Every previous Chinese closure U.S. policy has studied – the late Qing, the Mao period, the early reform era retrenchments – eventually broke through internal contradictions and external pressure that the regime could not narratively manage. This time is different. American policy must begin from the recognition that we are observing the first airtight empire – and that what comes next will not look like what came before. Previous closures always eventually leaked, and this one will not.
The most important policy conclusion of this series is also the most uncomfortable. U.S. strategy toward China for the next decade should be calibrated not to the China engagement-era policymakers expected, and not to the China conventional rising-power frameworks describe, but to the China the airtight closure is producing: a great power authoritarian state that has, for the first time in human history, escaped the structural mechanisms that have historically forced closed regimes back open. This China will be more rigid, more brittle, more dangerous, and more sealed than U.S. policy assumptions permit.

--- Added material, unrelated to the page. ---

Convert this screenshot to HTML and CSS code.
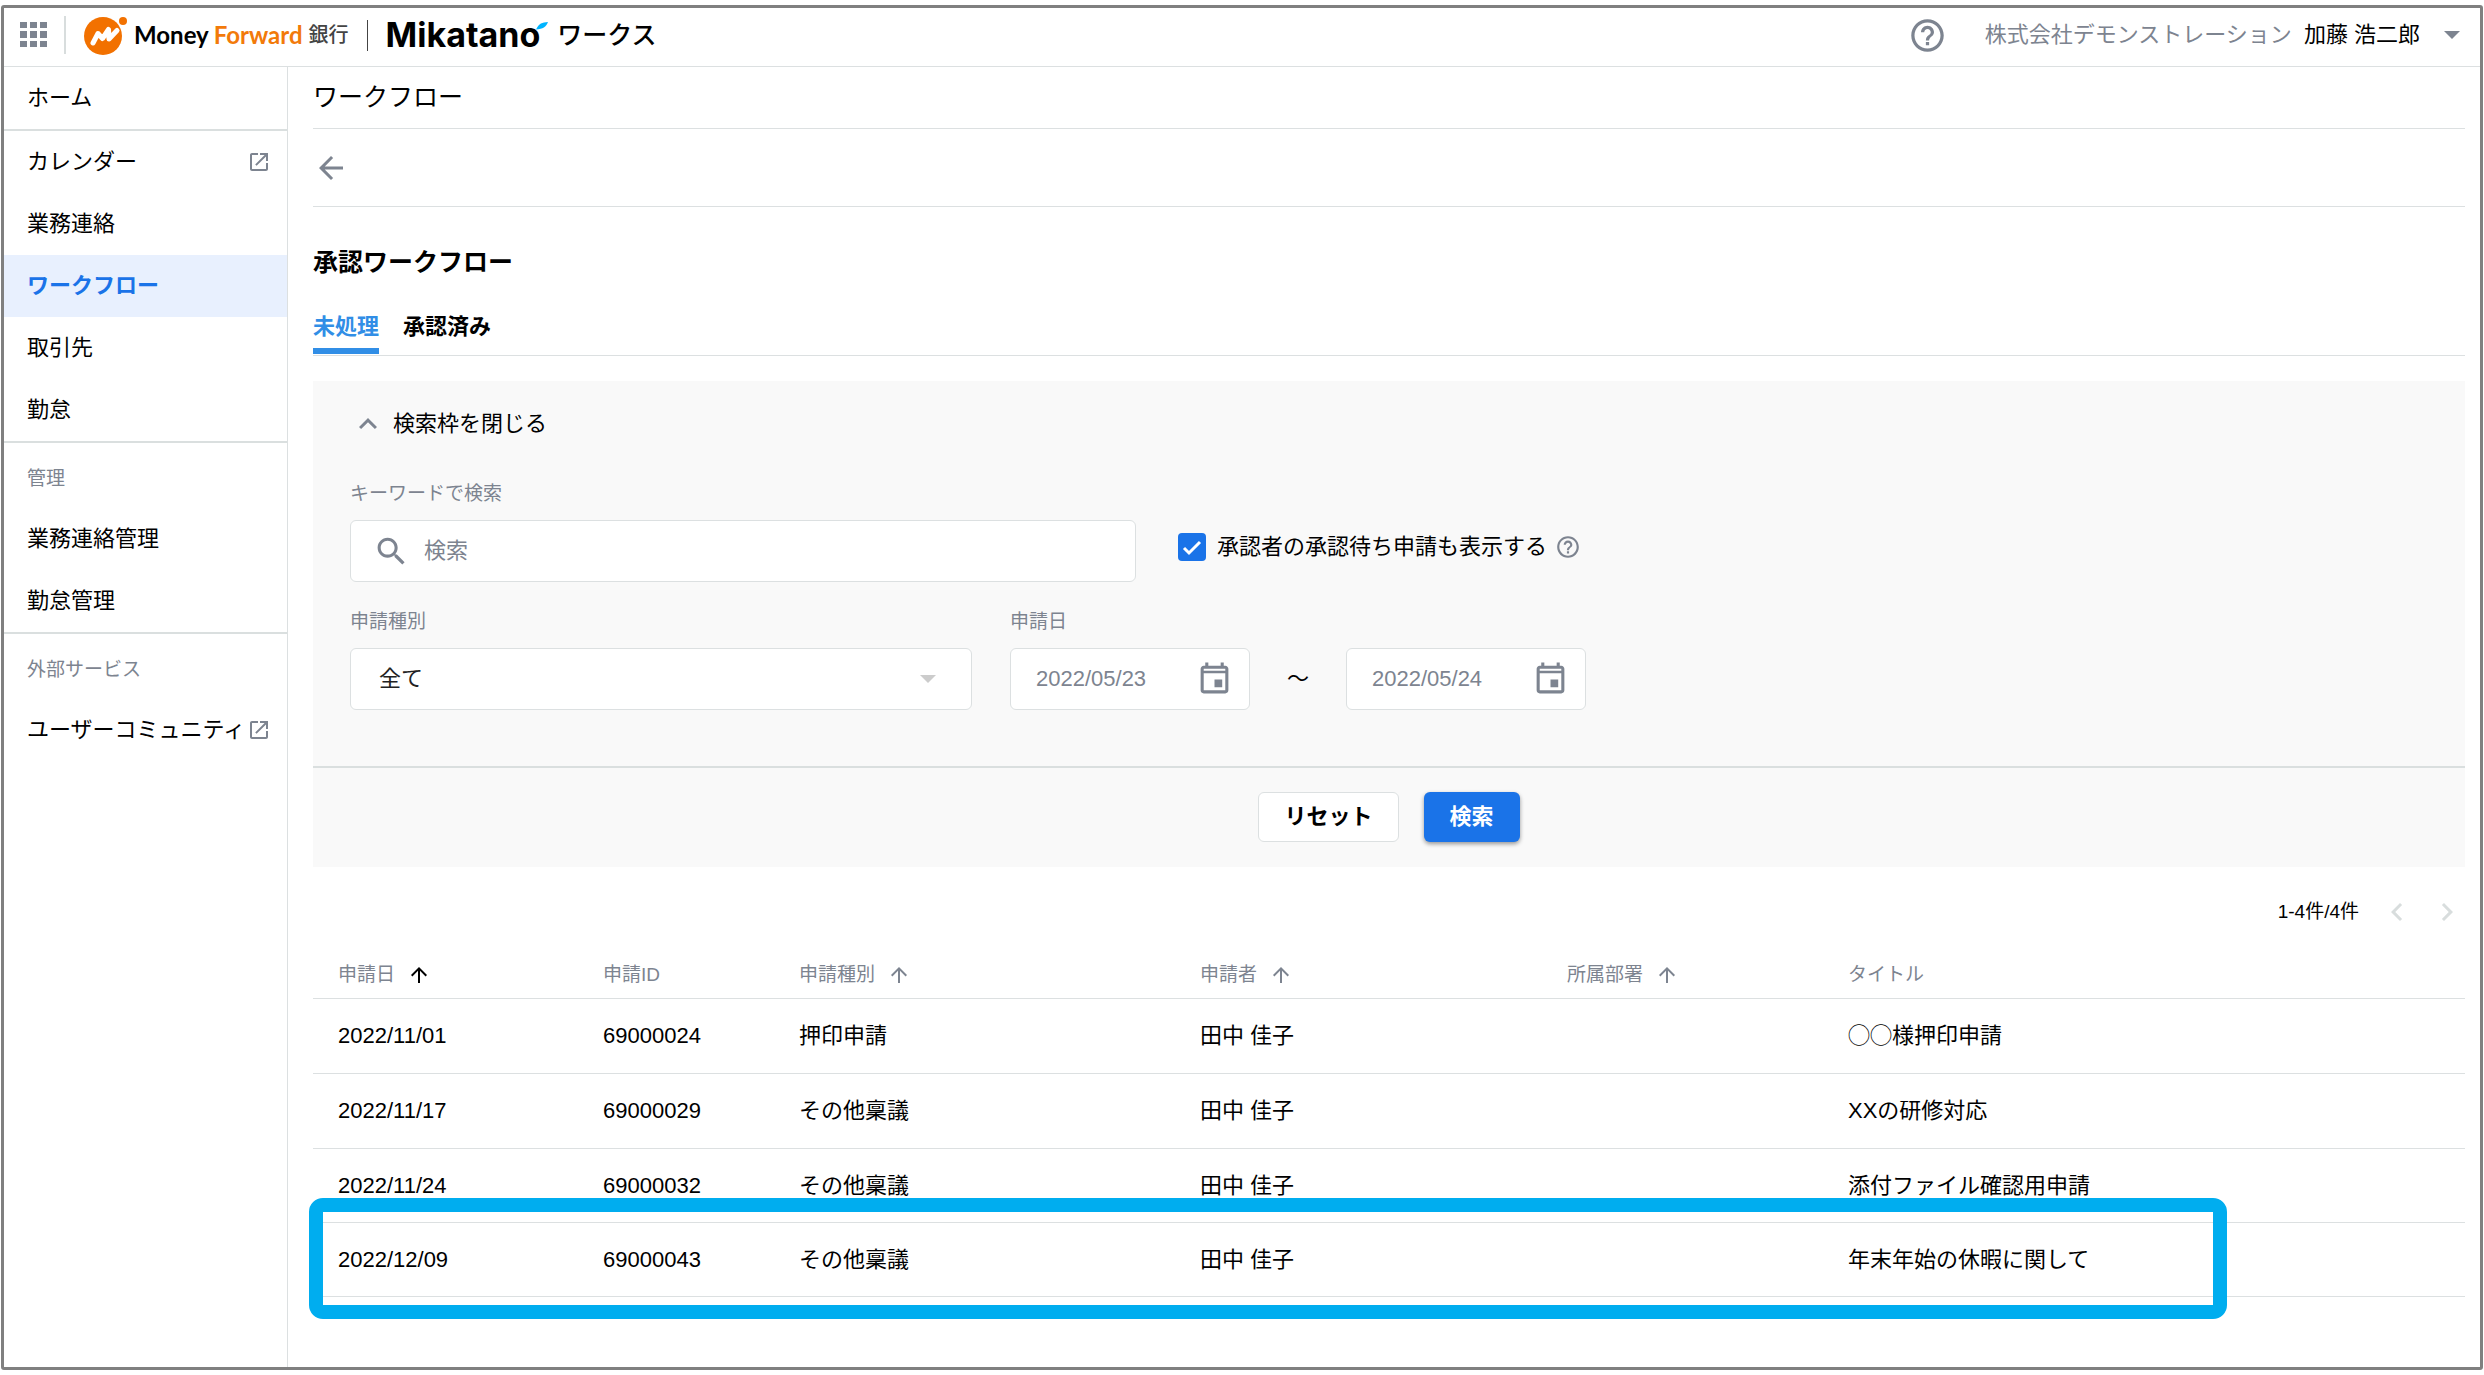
FILE: index.html
```html
<!DOCTYPE html>
<html lang="ja">
<head>
<meta charset="utf-8">
<title>承認ワークフロー</title>
<link rel="stylesheet" href="styles.css">
</head>
<body>
<svg class="sprite" aria-hidden="true">
  <symbol id="external" viewBox="0 0 24 24"><path d="M19 19H5V5h6V3H5c-1.1 0-2 .9-2 2v14c0 1.1.9 2 2 2h14c1.1 0 2-.9 2-2v-6h-2v6zM13 3v2h4.600l-9.400 9.400 1.400 1.400L19 6.400V11h2V3z"/></symbol>
  <symbol id="up" viewBox="0 0 24 24"><path d="M4 12l1.410 1.410L11 7.830V20h2V7.830l5.580 5.590L20 12l-8-8z"/></symbol>
  <symbol id="help" viewBox="0 0 24 24"><path d="M11 18h2v-2h-2v2zm1-16C6.480 2 2 6.480 2 12s4.480 10 10 10 10-4.480 10-10S17.520 2 12 2zm0 18c-4.410 0-8-3.590-8-8s3.590-8 8-8 8 3.590 8 8-3.590 8-8 8zm0-14c-2.210 0-4 1.790-4 4h2c0-1.100.9-2 2-2s2 .9 2 2c0 2-3 1.750-3 5h2c0-2.250 3-2.500 3-5 0-2.210-1.790-4-4-4z"/></symbol>
  <symbol id="calendar" viewBox="0 0 24 24"><path d="M17 12h-5v5h5v-5zM16 1v2H8V1H6v2H5c-1.110 0-1.990.9-1.990 2L3 19c0 1.100.890 2 2 2h14c1.100 0 2-.9 2-2V5c0-1.100-.9-2-2-2h-1V1h-2zm3 18H5V8h14v11zM5 5h14v1.300H5z" fill-rule="evenodd"/></symbol>
</svg>
<div class="frame">
  <header class="topbar">
    <button class="apps" type="button" aria-label="アプリ一覧">
      <svg width="27" height="26" viewBox="0 0 27 26"><path d="M0 0h7v6H0zM10 0h7v6h-7zM20 0h7v6h-7zM0 9h7v7H0zM10 9h7v7h-7zM20 9h7v7h-7zM0 19h7v6H0zM10 19h7v6h-7zM20 19h7v6h-7z"/></svg>
    </button>
    <a class="brand" href="#">
      <svg class="mark" width="44" height="40" viewBox="0 0 44 40">
        <circle cx="19" cy="21" r="19" fill="#f27100"/>
        <circle cx="39" cy="6" r="4" fill="#f27100"/>
        <path d="M9 28L14 18.500l4.500 5L24.500 14.500l.5 9.500L33 15.500" fill="none" stroke="#fff" stroke-width="5" stroke-linejoin="round" stroke-linecap="round"/>
      </svg>
      <span class="money">Money</span>
      <span class="forward">Forward</span>
      <span class="bank">銀行</span>
      <span class="brand-line"></span>
      <span class="mikatano">Mikatano</span>
      <svg class="leaf" width="12" height="8" viewBox="0 0 12 8"><path d="M0 7.500C3 1.500 6 .2 12 0 10 5 7 7 0 7.500z" fill="#00b4ff"/></svg>
      <span class="works">ワークス</span>
    </a>
    <button class="help" type="button" aria-label="ヘルプ"><svg width="39" height="39"><use href="#help"/></svg></button>
    <button class="account" type="button">
      <span class="company">株式会社デモンストレーション</span>
      <span class="person">加藤 浩二郎</span>
      <svg class="caret" width="16" height="8" viewBox="0 0 16 8"><path d="M0 0h16L8 8z"/></svg>
    </button>
  </header>
  <div class="body">
    <nav class="side">
      <a class="item" href="#">ホーム</a>
      <hr>
      <a class="item" href="#">カレンダー<svg width="24" height="24"><use href="#external"/></svg></a>
      <a class="item" href="#">業務連絡</a>
      <a class="item current" href="#">ワークフロー</a>
      <a class="item" href="#">取引先</a>
      <a class="item" href="#">勤怠</a>
      <hr>
      <p class="group">管理</p>
      <a class="item" href="#">業務連絡管理</a>
      <a class="item" href="#">勤怠管理</a>
      <hr>
      <p class="group">外部サービス</p>
      <a class="item" href="#">ユーザーコミュニティ<svg width="24" height="24"><use href="#external"/></svg></a>
    </nav>
    <main class="main">
      <h1 class="title">ワークフロー</h1>
      <div class="back-row">
        <button class="back" type="button" aria-label="戻る"><svg width="36" height="36" viewBox="0 0 24 24"><path d="M20 11H7.830l5.590-5.590L12 4l-8 8 8 8 1.410-1.410L7.830 13H20v-2z"/></svg></button>
      </div>
      <h2 class="heading">承認ワークフロー</h2>
      <div class="tabs">
        <a class="tab active" href="#">未処理</a>
        <a class="tab" href="#">承認済み</a>
      </div>
      <form class="panel">
        <div class="filters">
          <button class="toggle" type="button"><svg width="36" height="36" viewBox="0 0 24 24"><path d="M12 8l-6 6 1.410 1.410L12 10.830l4.590 4.580L18 14z"/></svg>検索枠を閉じる</button>
          <div class="row">
            <div class="field">
              <label for="keyword">キーワードで検索</label>
              <div class="box keyword">
                <svg width="37" height="37" viewBox="0 0 24 24"><path d="M15.500 14h-.790l-.280-.270C15.410 12.590 16 11.110 16 9.500 16 5.910 13.090 3 9.500 3S3 5.910 3 9.500 5.910 16 9.500 16c1.610 0 3.090-.590 4.230-1.570l.270.280v.790l5 4.990L20.490 19l-4.990-5zm-6 0C7.010 14 5 11.990 5 9.500S7.010 5 9.500 5 14 7.010 14 9.500 11.990 14 9.500 14z"/></svg>
                <input id="keyword" type="text" placeholder="検索">
              </div>
            </div>
            <div class="check">
              <input id="pending" type="checkbox" checked>
              <label for="pending">承認者の承認待ち申請も表示する</label>
              <svg width="26" height="26"><use href="#help"/></svg>
            </div>
          </div>
          <div class="row lower">
            <div class="field">
              <label for="kind">申請種別</label>
              <div class="box kind">
                <select id="kind"><option>全て</option></select>
                <svg class="drop" width="16" height="8" viewBox="0 0 16 8"><path d="M0 0h16L8 8z"/></svg>
              </div>
            </div>
            <div class="field">
              <label for="from">申請日</label>
              <div class="range">
                <div class="box date"><input id="from" type="text" value="2022/05/23"><svg width="37" height="37"><use href="#calendar"/></svg></div>
                <span class="tilde">〜</span>
                <div class="box date"><input type="text" aria-label="申請日（終了）" value="2022/05/24"><svg width="37" height="37"><use href="#calendar"/></svg></div>
              </div>
            </div>
          </div>
        </div>
        <div class="actions">
          <button class="btn reset" type="reset">リセット</button>
          <button class="btn search" type="button">検索</button>
        </div>
      </form>
      <div class="pager">
        <span>1-4件/4件</span>
        <button type="button" aria-label="前へ" disabled><svg width="36" height="36" viewBox="0 0 24 24"><path d="M15.410 7.410L14 6l-6 6 6 6 1.410-1.410L10.830 12z"/></svg></button>
        <button type="button" aria-label="次へ" disabled><svg width="36" height="36" viewBox="0 0 24 24"><path d="M10 6L8.590 7.410 13.170 12l-4.580 4.590L10 18l6-6z"/></svg></button>
      </div>
      <div class="list">
        <table>
          <colgroup><col class="c-date"><col class="c-id"><col class="c-kind"><col class="c-name"><col class="c-dept"><col></colgroup>
          <thead>
            <tr>
              <th class="sorted">申請日<svg width="24" height="24"><use href="#up"/></svg></th>
              <th>申請ID</th>
              <th>申請種別<svg width="24" height="24"><use href="#up"/></svg></th>
              <th>申請者<svg width="24" height="24"><use href="#up"/></svg></th>
              <th>所属部署<svg width="24" height="24"><use href="#up"/></svg></th>
              <th>タイトル</th>
            </tr>
          </thead>
          <tbody>
            <tr><td>2022/11/01</td><td>69000024</td><td>押印申請</td><td>田中 佳子</td><td></td><td>◯◯様押印申請</td></tr>
            <tr><td>2022/11/17</td><td>69000029</td><td>その他稟議</td><td>田中 佳子</td><td></td><td>XXの研修対応</td></tr>
            <tr><td>2022/11/24</td><td>69000032</td><td>その他稟議</td><td>田中 佳子</td><td></td><td>添付ファイル確認用申請</td></tr>
            <tr><td>2022/12/09</td><td>69000043</td><td>その他稟議</td><td>田中 佳子</td><td></td><td>年末年始の休暇に関して</td></tr>
          </tbody>
        </table>
        <div class="highlight"></div>
      </div>
    </main>
  </div>
</div>
</body>
</html>
```
FILE: styles.css
```css
* { box-sizing: border-box; }

body {
  margin: 0;
  background: #fff;
  color: #000;
  font: 22px/30px "Liberation Sans", "Noto Sans CJK JP", sans-serif;
}

a { color: inherit; text-decoration: none; }
h1, h2, p { margin: 0; }
svg { display: block; flex: none; fill: #7d8490; }
.sprite { display: none; }

button {
  border: 0;
  padding: 0;
  background: none;
  color: inherit;
  font: inherit;
}

input, select { font: inherit; }

.frame {
  display: flex;
  flex-direction: column;
  min-height: calc(100vh - 10px);
  margin: 5px 1px;
  border: 3px solid #808080;
  border-radius: 3px;
}

/* Top bar */
.topbar {
  display: flex;
  align-items: center;
  height: 59px;
  padding: 0 20px 4px 16px;
  border-bottom: 1px solid #dce0e1;
}

.apps {
  display: flex;
  align-items: center;
  height: 38px;
  padding-right: 17px;
  border-right: 2px solid #d8dddd;
}

.brand {
  display: flex;
  align-items: center;
  margin-right: auto;
  padding-left: 18px;
  white-space: nowrap;
}

.mark { margin-right: 6px; }

.money, .forward {
  font: bold 24px/30px Lato, sans-serif;
}

.forward { margin-left: 5px; color: #f27a0a; }
.bank { margin-left: 6px; color: #444; font-size: 20px; font-weight: 500; }
.brand-line { width: 1px; height: 31px; margin: 0 18px; background: #444; }
.mikatano { font: bold 34px/30px Inter, sans-serif; }
.leaf { align-self: flex-start; margin: 7px 0 0 -4px; }
.works { margin-left: 9px; font-size: 25px; font-weight: 500; }

.help { margin-right: 38px; }

.account { display: flex; align-items: center; gap: 12px; }
.company { color: #7d8490; }
.caret { margin-left: 12px; }

/* Side menu */
.body { display: flex; flex: 1; }

.side {
  flex: none;
  width: 284px;
  border-right: 1px solid #dce0e1;
}

.side hr {
  height: 2px;
  margin: 0;
  border: 0;
  background: #dadfdf;
}

.item {
  display: flex;
  align-items: center;
  justify-content: space-between;
  height: 62px;
  padding: 0 16px 0 23px;
  white-space: nowrap;
}

.current { background: #e8f0fe; color: #1a73e8; font-weight: bold; }

.group {
  height: 65px;
  padding: 21px 23px 0;
  color: #7d8490;
  font-size: 19px;
}

/* Content */
.main { flex: 1; min-width: 0; padding: 0 15px 40px 25px; }

.title {
  height: 62px;
  padding: 15px 0;
  border-bottom: 1px solid #dce0e1;
  font-size: 25px;
  font-weight: normal;
}

.back-row {
  display: flex;
  align-items: center;
  height: 78px;
  border-bottom: 1px solid #dce0e1;
}

.heading {
  margin-top: 40px;
  font-size: 25px;
}

.tabs {
  display: flex;
  gap: 24px;
  margin-top: 35px;
  padding-bottom: 1px;
  border-bottom: 1px solid #dce0e1;
  font-weight: bold;
}

.tab { padding-bottom: 6px; border-bottom: 6px solid transparent; }
.active { border-color: #318ee6; color: #318ee6; }

/* Search panel */
.panel { margin-top: 25px; background: #f9f9f9; }
.filters { padding: 25px 37px 56px; border-bottom: 2px solid #dadfdf; }
.toggle { display: flex; align-items: center; gap: 7px; }

.row { display: flex; align-items: flex-end; margin-top: 40px; }
.lower { gap: 38px; margin-top: 28px; }

.field > label {
  display: block;
  margin-bottom: 14px;
  color: #7d8490;
  font-size: 19px;
  line-height: 24px;
}

.box {
  display: flex;
  align-items: center;
  height: 62px;
  border: 1px solid #dce0e1;
  border-radius: 6px;
  background: #fff;
}

.box input, .box select {
  flex: 1;
  min-width: 0;
  height: 100%;
  padding: 0;
  border: 0;
  outline: 0;
  background: none;
  color: #7d8490;
}

.box ::placeholder { color: #7d8490; opacity: 1; }

.keyword { width: 786px; gap: 14px; padding: 0 22px; }
.kind { width: 622px; padding: 0 35px 0 28px; }
.box select { appearance: none; color: #222; }
.drop { fill: #ccc; }

.check { display: flex; align-items: center; height: 70px; margin-left: 42px; }

.check input {
  appearance: none;
  width: 28px;
  height: 28px;
  margin: 0 11px 0 0;
  border-radius: 4px;
  background: #1a73e8 url("data:image/svg+xml,%3Csvg xmlns='http://www.w3.org/2000/svg' viewBox='0 0 28 28'%3E%3Cpath d='M6 15l5 5L22 9' fill='none' stroke='white' stroke-width='3'/%3E%3C/svg%3E") center / 28px 28px;
}

.check svg { margin-left: 8px; }

.range { display: flex; align-items: center; }
.date { width: 240px; padding: 0 16px 0 25px; }
.tilde { width: 96px; text-align: center; }

.actions {
  display: flex;
  justify-content: center;
  gap: 25px;
  padding: 24px 0 25px;
}

.btn { height: 50px; padding: 0 26px; border-radius: 6px; font-weight: bold; }
.reset { padding: 0 25px; border: 1px solid #dce0e1; background: #fff; }
.search { background: #1a73e8; color: #fff; box-shadow: 0 2px 4px rgba(0, 0, 0, .4); }

/* Result list */
.pager {
  display: flex;
  align-items: center;
  justify-content: flex-end;
  height: 84px;
  padding-top: 5px;
  font-size: 19px;
}

.pager span { margin-right: 20px; }
.pager button + button { margin-left: 14px; }
.pager svg { fill: #d8dddd; }

.list { position: relative; }

table { width: 100%; table-layout: fixed; border-spacing: 0; }

.c-date { width: 265px; }
.c-id { width: 196px; }
.c-kind { width: 401px; }
.c-name { width: 367px; }
.c-dept { width: 281px; }

th, td {
  padding: 0 0 0 25px;
  border-bottom: 1px solid #dce0e1;
  text-align: left;
  white-space: nowrap;
}

th { height: 48px; color: #7d8490; font-size: 19px; font-weight: normal; }
th svg { display: inline-block; margin-left: 12px; vertical-align: middle; }
.sorted svg { fill: #000; }
td { height: 75px; }
tbody tr:nth-child(n+3) td { height: 74px; }

.highlight {
  position: absolute;
  right: 238px;
  bottom: -22px;
  left: -4px;
  height: 121px;
  border: 14px solid #00adef;
  border-radius: 14px;
  pointer-events: none;
}
```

This configuration cannot be talked back open through diplomacy, cannot be pried open through economic pressure, and cannot be waited open through generational change. What it can be is contained, monitored, and outlasted. The U.S. policy disposition this analysis points toward is neither engagement nor confrontation: long time horizons, hardened deterrence at the points of likely external adventure, sustained investment in the analytical capacity to understand a China that remains closed-off for decades, and preparedness for a Chinese systemic crisis whose timing cannot be forecast but whose eventual occurrence the structure makes nearly inevitable.